Фраза Л. Толстого не случайно гораздо сложнее и длиннее, нежели фраза Пушкина: это обстоятельство находит себе объяснение в чисто повествовательных целях Пушкина и в повествовательно-моралистических целях Л. Толстого. Выработка писателем определенного «синтаксического профиля» фразы имеет немалое значение для всей его работы над произведением: по верному замечанию В. Каверина, фраза как бы становится камертоном, к звучанию которого все время прислушиваешься.

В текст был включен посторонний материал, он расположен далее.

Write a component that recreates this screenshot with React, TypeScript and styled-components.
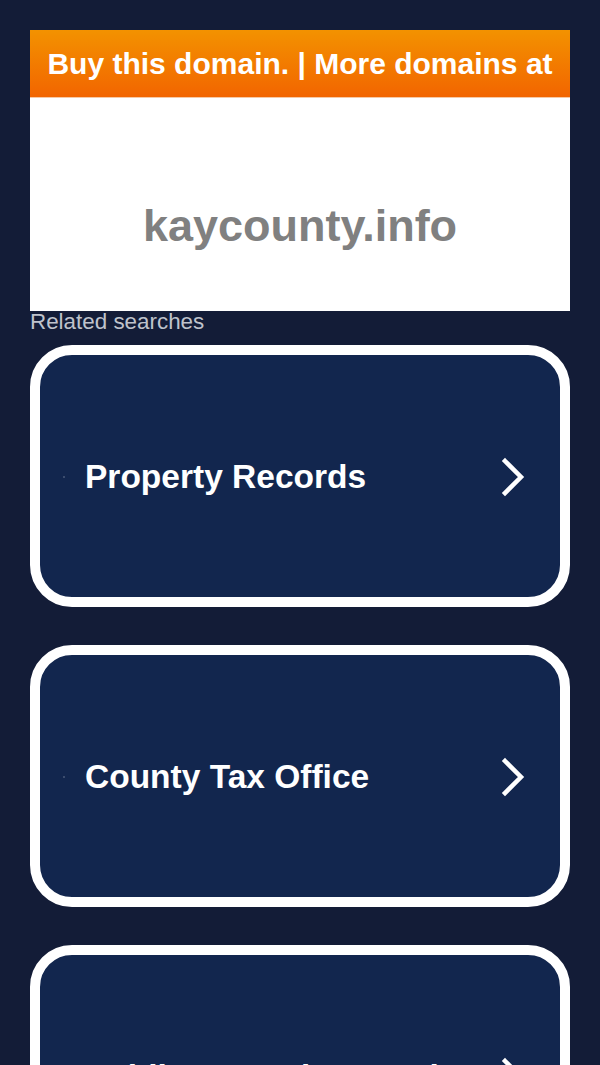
import React from "react";
import styled, { createGlobalStyle } from "styled-components";

const Global = createGlobalStyle`
  html, body { margin: 0; padding: 0; background: #131c37; }
  body { font-family: "Liberation Sans", Arial, sans-serif; }
`;

const Page = styled.div`
  padding: 30px;
  height: 1065px;
  overflow: hidden;
  box-sizing: border-box;
  background: #131c37;
`;

const Banner = styled.div`
  height: 67px;
  display: flex;
  align-items: center;
  justify-content: center;
  background: linear-gradient(#f39200, #f26500);
  color: #fff;
  font-weight: 700;
  font-size: 30px;
  white-space: nowrap;
  overflow: hidden;
  border-bottom: 1px solid #f6c9a6;
`;

const Hero = styled.div`
  height: 213px;
  background: #fff;
  display: flex;
  align-items: center;
  justify-content: center;
  padding-top: 42px;
  box-sizing: border-box;
`;

const Domain = styled.div`
  color: #808080;
  font-weight: 700;
  font-size: 45px;
`;

const Label = styled.div`
  color: #bfc3cc;
  font-size: 22.4px;
  line-height: 24px;
  margin-top: -1px;
  margin-bottom: 11px;
`;

const List = styled.div`
  display: flex;
  flex-direction: column;
  gap: 38px;
`;

const Card = styled.a`
  height: 262px;
  box-sizing: border-box;
  border: 10px solid #fff;
  border-radius: 42px;
  background: #12264e;
  display: flex;
  align-items: center;
  justify-content: space-between;
  padding: 2px 31px 0 23px;
  text-decoration: none;
  color: #fff;
`;

const Title = styled.span`
  display: flex;
  align-items: center;
  gap: 20px;
  font-weight: 700;
  font-size: 33.5px;
  white-space: nowrap;
  &::before {
    content: "";
    width: 2px;
    height: 2px;
    background: #4a5a7a;
    border-radius: 1px;
  }
`;

const Chevron = () => (
  <svg width="30" height="42" viewBox="0 0 30 42" fill="none">
    <path d="M6 5 L22 21 L6 37" stroke="#fff" strokeWidth="4.5" strokeLinecap="square" strokeLinejoin="miter" />
  </svg>
);

const items = ["Property Records", "County Tax Office", "Public Records Search"];

export default function App() {
  return (
    <>
      <Global />
      <Page>
        <Banner>Buy this domain. | More domains at</Banner>
        <Hero>
          <Domain>kaycounty.info</Domain>
        </Hero>
        <Label>Related searches</Label>
        <List>
          {items.map((t) => (
            <Card key={t} href="#">
              <Title>{t}</Title>
              <Chevron />
            </Card>
          ))}
        </List>
      </Page>
    </>
  );
}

В этой области синтаксической организации речи писатель обычно проходит столь же трудный путь учения, как и во всех прочих областях работы над словом. Добиться этой синтаксической легкости писателю удается не сразу: нетрудно заметить, как настойчиво давят на него синтаксические традиции и как подвержен он, в частности, давлению иностранного синтаксиса. Вспомним о французских оборотах, сохранившихся, например, в пушкинской прозе, о явственных галлицизмах молодого Григоровича, воспитанного на французской речи. Трудности, конечно, не ограничивались сферой иностранных воздействий: молодому писателю обычно с большим трудом даются и синтаксические нормы его родного языка. Так, например, в рукописях молодого Мамина-Сибиряка встречаются длиннейшие периоды и тяжеловесные обороты. Явление это характерно не для одного Мамина-Сибиряка. По мере того как изменяется в своем развитии писатель, существенным образом варьируются и особенности его синтаксической манеры. Либединский и Федин справедливо указывали на то влияние, которое оказал на их ранние произведения Андрей Белый. Сильнее всего это проявлялось в их синтаксисе. Первая повесть Либединского «должна была бы быть написана... с внутренним ритмом, как бы слегка приподнятой прозой, с элементами условности в речи... на ней чувствуется влияние Андрея Белого... он был одним из любимейших моих писателей». Федин говорил о «кори» «словесной игры», которой переболело большинство писателей его поколения и которая «протекала» в его литературной юности как «жар любви к образной речи, ритмический озноб, легкий бред сказом».